Struct parenchyma::SharedTensor [] [src]

pub struct SharedTensor<T = f32> {
    pub shape: Shape,
    // some fields omitted
}

A shared tensor for framework-agnostic, memory-aware, n-dimensional storage.

A SharedTensor is used for the purpose of tracking the location of memory across devices for one similar piece of data. SharedTensor handles synchronization of memory of type T, by which it is parameterized, and provides the functionality for memory management across devices.

SharedTensor holds copies and their version numbers. A user can request any number of immutable Tensors or a single mutable Tensor (enforced by borrowck). It's possible to validate at runtime that tensor data is initialized when a user requests a tensor for reading and skip the initialization check if a tensor is requested only for writing.

Terminology

In Parenchyma, multidimensional Rust arrays represent tensors. A vector, a tensor with a rank of 1, in an n-dimensional space is represented by a one-dimensional Rust array of length n. Scalars, tensors with a rank of 0, are represented by numbers (e.g., 3). An array of arrays, such as [[1, 2, 3], [4, 5, 6]], represents a tensor with a rank of 2.

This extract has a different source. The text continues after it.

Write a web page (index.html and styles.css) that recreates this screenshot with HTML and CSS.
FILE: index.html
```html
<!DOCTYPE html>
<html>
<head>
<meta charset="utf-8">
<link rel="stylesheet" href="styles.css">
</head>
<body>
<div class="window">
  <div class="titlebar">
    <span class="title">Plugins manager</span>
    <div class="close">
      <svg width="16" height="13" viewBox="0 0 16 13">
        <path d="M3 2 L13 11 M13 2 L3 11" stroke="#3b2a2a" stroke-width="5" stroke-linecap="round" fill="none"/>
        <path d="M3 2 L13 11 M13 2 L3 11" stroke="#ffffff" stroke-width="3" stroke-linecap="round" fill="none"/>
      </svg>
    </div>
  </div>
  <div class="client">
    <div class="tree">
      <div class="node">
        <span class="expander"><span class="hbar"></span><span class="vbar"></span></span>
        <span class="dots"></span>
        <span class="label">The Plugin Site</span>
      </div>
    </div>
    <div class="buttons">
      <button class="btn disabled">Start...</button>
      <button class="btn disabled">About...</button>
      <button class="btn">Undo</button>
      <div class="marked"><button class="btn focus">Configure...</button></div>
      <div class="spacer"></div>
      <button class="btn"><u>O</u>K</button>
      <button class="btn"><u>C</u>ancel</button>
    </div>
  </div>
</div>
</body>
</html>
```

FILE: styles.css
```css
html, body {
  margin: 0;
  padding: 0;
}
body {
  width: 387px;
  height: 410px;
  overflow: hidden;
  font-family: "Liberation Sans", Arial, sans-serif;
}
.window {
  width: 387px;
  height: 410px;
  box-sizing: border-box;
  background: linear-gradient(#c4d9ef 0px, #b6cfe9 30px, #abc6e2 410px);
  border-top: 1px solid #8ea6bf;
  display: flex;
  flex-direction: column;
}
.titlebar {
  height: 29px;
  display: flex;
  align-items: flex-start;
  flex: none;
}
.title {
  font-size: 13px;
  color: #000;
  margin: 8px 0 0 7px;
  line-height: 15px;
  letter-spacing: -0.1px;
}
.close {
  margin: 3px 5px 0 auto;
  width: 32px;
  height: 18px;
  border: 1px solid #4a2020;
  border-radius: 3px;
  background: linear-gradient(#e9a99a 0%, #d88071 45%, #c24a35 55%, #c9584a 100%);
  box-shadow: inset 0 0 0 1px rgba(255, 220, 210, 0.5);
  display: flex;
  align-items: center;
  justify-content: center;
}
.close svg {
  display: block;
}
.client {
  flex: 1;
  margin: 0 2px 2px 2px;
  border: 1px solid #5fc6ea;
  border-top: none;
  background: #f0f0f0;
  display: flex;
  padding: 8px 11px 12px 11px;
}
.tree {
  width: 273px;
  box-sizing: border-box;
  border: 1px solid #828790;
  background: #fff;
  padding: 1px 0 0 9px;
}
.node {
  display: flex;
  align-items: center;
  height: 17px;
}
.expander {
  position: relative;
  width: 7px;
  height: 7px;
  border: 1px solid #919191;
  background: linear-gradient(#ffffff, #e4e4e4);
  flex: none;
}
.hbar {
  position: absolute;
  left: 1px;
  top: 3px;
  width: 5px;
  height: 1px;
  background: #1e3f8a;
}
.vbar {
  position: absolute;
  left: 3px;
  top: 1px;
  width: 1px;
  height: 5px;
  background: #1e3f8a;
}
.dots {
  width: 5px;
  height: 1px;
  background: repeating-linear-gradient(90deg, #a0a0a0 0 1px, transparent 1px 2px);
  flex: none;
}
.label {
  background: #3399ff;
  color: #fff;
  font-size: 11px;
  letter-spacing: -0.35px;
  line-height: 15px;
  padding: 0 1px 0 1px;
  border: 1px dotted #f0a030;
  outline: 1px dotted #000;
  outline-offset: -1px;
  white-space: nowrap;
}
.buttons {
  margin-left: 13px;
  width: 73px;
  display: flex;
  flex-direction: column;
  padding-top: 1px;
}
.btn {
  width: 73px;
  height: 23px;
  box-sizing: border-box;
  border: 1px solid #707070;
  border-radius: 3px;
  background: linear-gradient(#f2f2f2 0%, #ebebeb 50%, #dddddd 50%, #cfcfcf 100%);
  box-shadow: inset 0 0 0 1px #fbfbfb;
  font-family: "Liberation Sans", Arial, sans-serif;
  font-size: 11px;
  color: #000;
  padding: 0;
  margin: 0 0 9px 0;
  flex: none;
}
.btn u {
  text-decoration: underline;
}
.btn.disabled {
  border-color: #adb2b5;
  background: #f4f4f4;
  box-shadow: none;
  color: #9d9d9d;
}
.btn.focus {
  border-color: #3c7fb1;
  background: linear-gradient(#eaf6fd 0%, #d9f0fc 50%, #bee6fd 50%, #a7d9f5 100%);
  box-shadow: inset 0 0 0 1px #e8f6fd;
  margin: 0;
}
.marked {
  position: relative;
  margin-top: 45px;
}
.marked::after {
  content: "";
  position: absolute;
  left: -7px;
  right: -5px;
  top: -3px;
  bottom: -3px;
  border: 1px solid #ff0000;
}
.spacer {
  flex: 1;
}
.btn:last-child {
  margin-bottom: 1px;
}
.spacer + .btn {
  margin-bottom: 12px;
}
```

A tensor is essentially a generalization of vectors. A Parenchyma shared tensor tracks the memory copies of the numeric data of a tensor across the device of the backend and manages:

  • the location of these memory copies
  • the location of the latest memory copy and
  • the synchronization of memory copies between devices

This is important, as it provides a unified data interface for executing tensor operations on CUDA, OpenCL and common host CPU.

Read/Write

The methods view, view_mut, and write use unsafe to extend the lifetime of the returned reference to the internally owned memory chunk. The borrowck guarantees that the shared tensor outlives all of its tensors, and that there is only one mutable borrow.

TODO:

  • Therefore, we only need to make sure the memory locations won't be dropped or moved while there are active tensors.

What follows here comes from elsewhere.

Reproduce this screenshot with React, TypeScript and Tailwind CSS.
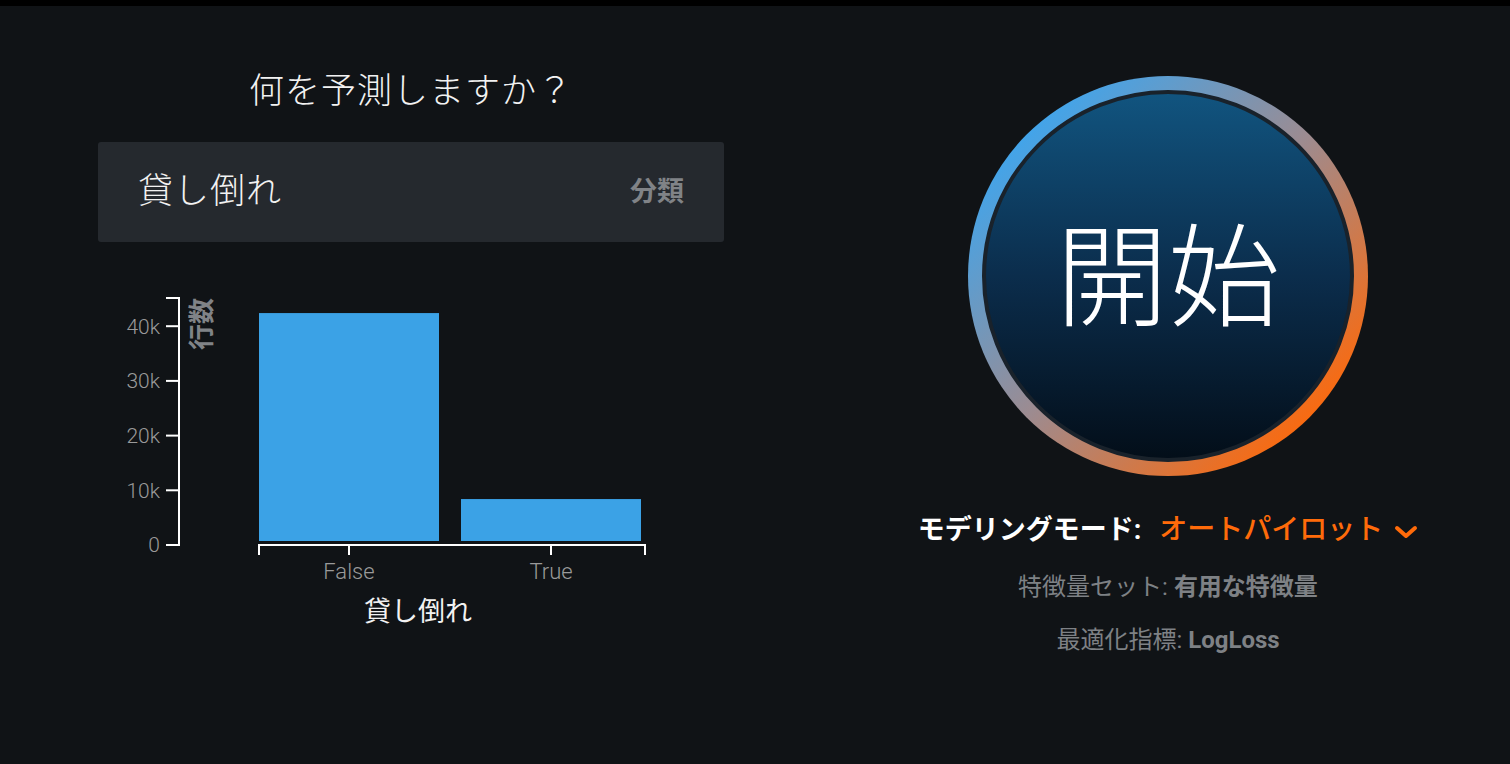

  • Contexts and devices should also remain in scope, although it's unlikely that a context will have the same ID as a previous context...

Summary

If the caller reads (view or view_mut), memory is synchronized and the latest memory object is returned. If the caller mutably borrows memory (view_mut and write), it's expected that the memory will be overwritten, so the other memory locations are immediately considered outdated.

Examples

TODO

Fields

The shape of the shared tensor.

Methods

impl<T> SharedTensor<T> where Device: Alloc<T> + Synch<T>
[src]

Constructs a new SharedTensor with a shape of sh.

Constructs a new SharedTensor containing a chunk of data with a shape of sh.

Allocates memory on the active device and tracks it.

Drops memory allocation on the specified device. Returns error if no memory has been allocated on this device.

Change the shape of the Tensor.

Returns

Returns an error if the size of the new shape is not equal to the size of the old shape. If you want to change the shape to one of a different size, use SharedTensor::realloc.

Returns the number of elements the tensor can hold without reallocating.

impl<T> SharedTensor<T> where Device: Alloc<T> + Synch<T>
[src]

This block contains the read/write/auto-sync logic.

View an underlying tensor for reading on the active device.

This method can fail if memory allocation fails or if no memory is initialized. The borrowck guarantees that the shared tensor outlives all of its tensors.

Summary:

1) Check if there is initialized data anywhere 2) Lookup memory and its version for device, allocate it if it doesn't exist 3) Check version, if it's old, synchronize

View an underlying tensor for reading and writing on the active device. The memory location is set as the latest.

This method can fail is memory allocation fails or if no memory is initialized.

Summary:

1) Check if there is initialized data anywhere 2) Lookup memory and its version for device, allocate it if it doesn't exist 3) Check version, if it's old, synchronize 4) Increase memory version and latest_version

View an underlying tensor for writing only.

This method skips synchronization and initialization logic since its data will be overwritten anyway. The caller must initialize all elements contained in the tensor. This convention isn't enforced, but failure to do so may result in undefined data later.

Summary:

1) *Skip initialization check 2) Lookup memory and its version for device, allocate it if it doesn't exist 3) *Skip synchronization 4) Increase memory version and latest_version

TODO

  • Add an invalidate method:

    If the caller fails to overwrite memory, it must call invalidate to return the vector to an uninitialized state.

impl<T> SharedTensor<T> where Device: Alloc<T> + Synch<T>
[src]

Sync if necessary

TODO:

  • Choose the best source to copy data from. That would require some additional traits that return costs for transferring data between different backends.

note: Typically, there would be transfers between Native <-> GPU in foreseeable future, so it's best to not over-engineer here.

Trait Implementations

impl<T: Debug> Debug for SharedTensor<T>
[src]

Formats the value using the given formatter.